### WHAT TO PRODUCE
Select the lines below containing the word "index".

### DATA SHOWN
────────────────
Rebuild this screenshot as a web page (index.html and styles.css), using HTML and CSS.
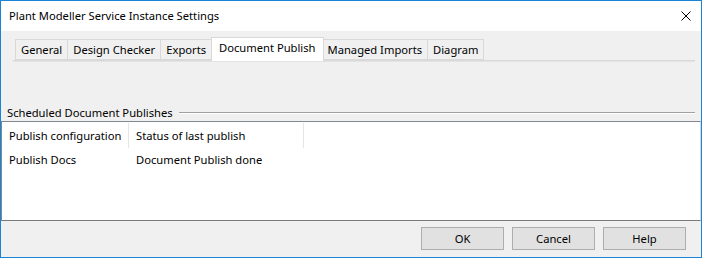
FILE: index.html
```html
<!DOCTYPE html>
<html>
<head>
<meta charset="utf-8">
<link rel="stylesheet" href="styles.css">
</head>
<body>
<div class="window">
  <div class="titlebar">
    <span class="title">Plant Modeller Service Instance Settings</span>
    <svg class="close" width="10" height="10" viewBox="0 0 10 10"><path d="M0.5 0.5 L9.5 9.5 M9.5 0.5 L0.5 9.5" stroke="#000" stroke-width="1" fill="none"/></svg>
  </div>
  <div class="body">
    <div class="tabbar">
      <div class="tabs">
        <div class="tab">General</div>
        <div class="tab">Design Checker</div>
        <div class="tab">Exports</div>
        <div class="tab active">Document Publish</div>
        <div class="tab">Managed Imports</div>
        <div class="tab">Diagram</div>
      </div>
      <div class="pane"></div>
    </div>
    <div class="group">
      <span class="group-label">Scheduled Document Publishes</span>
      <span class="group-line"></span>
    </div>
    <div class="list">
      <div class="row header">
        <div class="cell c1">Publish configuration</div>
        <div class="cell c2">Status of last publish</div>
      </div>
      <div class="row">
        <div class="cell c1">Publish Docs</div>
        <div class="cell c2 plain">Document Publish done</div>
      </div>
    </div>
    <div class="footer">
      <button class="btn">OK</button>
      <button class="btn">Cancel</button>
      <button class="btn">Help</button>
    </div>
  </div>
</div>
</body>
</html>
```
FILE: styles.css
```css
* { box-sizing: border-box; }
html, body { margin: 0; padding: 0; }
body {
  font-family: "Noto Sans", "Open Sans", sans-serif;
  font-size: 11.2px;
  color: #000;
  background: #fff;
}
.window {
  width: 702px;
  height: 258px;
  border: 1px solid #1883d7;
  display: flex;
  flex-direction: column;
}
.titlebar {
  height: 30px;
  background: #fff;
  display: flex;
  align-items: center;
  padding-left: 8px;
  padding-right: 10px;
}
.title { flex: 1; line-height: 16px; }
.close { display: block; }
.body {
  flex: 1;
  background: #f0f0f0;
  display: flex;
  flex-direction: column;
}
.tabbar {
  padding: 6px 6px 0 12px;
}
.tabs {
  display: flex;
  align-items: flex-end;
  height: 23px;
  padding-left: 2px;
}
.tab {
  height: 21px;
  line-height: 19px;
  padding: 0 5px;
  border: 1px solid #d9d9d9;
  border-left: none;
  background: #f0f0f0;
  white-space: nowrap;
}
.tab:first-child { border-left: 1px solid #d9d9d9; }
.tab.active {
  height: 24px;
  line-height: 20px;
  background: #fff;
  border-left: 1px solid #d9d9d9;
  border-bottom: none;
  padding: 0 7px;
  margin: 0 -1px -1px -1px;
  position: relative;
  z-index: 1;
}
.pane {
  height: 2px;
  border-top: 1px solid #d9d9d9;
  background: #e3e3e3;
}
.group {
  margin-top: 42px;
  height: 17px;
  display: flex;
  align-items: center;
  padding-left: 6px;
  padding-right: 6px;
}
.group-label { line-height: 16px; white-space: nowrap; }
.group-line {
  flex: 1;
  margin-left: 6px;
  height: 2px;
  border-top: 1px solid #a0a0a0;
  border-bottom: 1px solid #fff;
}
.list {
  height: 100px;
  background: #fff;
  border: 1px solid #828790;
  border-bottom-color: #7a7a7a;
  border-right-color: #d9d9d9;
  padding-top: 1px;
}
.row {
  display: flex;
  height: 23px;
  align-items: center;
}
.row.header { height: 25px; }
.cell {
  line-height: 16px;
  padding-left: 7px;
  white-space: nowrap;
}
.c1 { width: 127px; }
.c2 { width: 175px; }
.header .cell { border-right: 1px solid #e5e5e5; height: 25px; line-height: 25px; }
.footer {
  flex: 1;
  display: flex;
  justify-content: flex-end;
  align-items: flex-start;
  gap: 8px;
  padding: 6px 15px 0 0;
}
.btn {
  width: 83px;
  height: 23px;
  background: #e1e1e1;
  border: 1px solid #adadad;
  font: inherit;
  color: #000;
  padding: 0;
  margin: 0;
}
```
────────────────
### CORRECT ANSWER
Rebuild this screenshot as a web page (index.html and styles.css), using HTML and CSS.
FILE: index.html
  z-index: 1;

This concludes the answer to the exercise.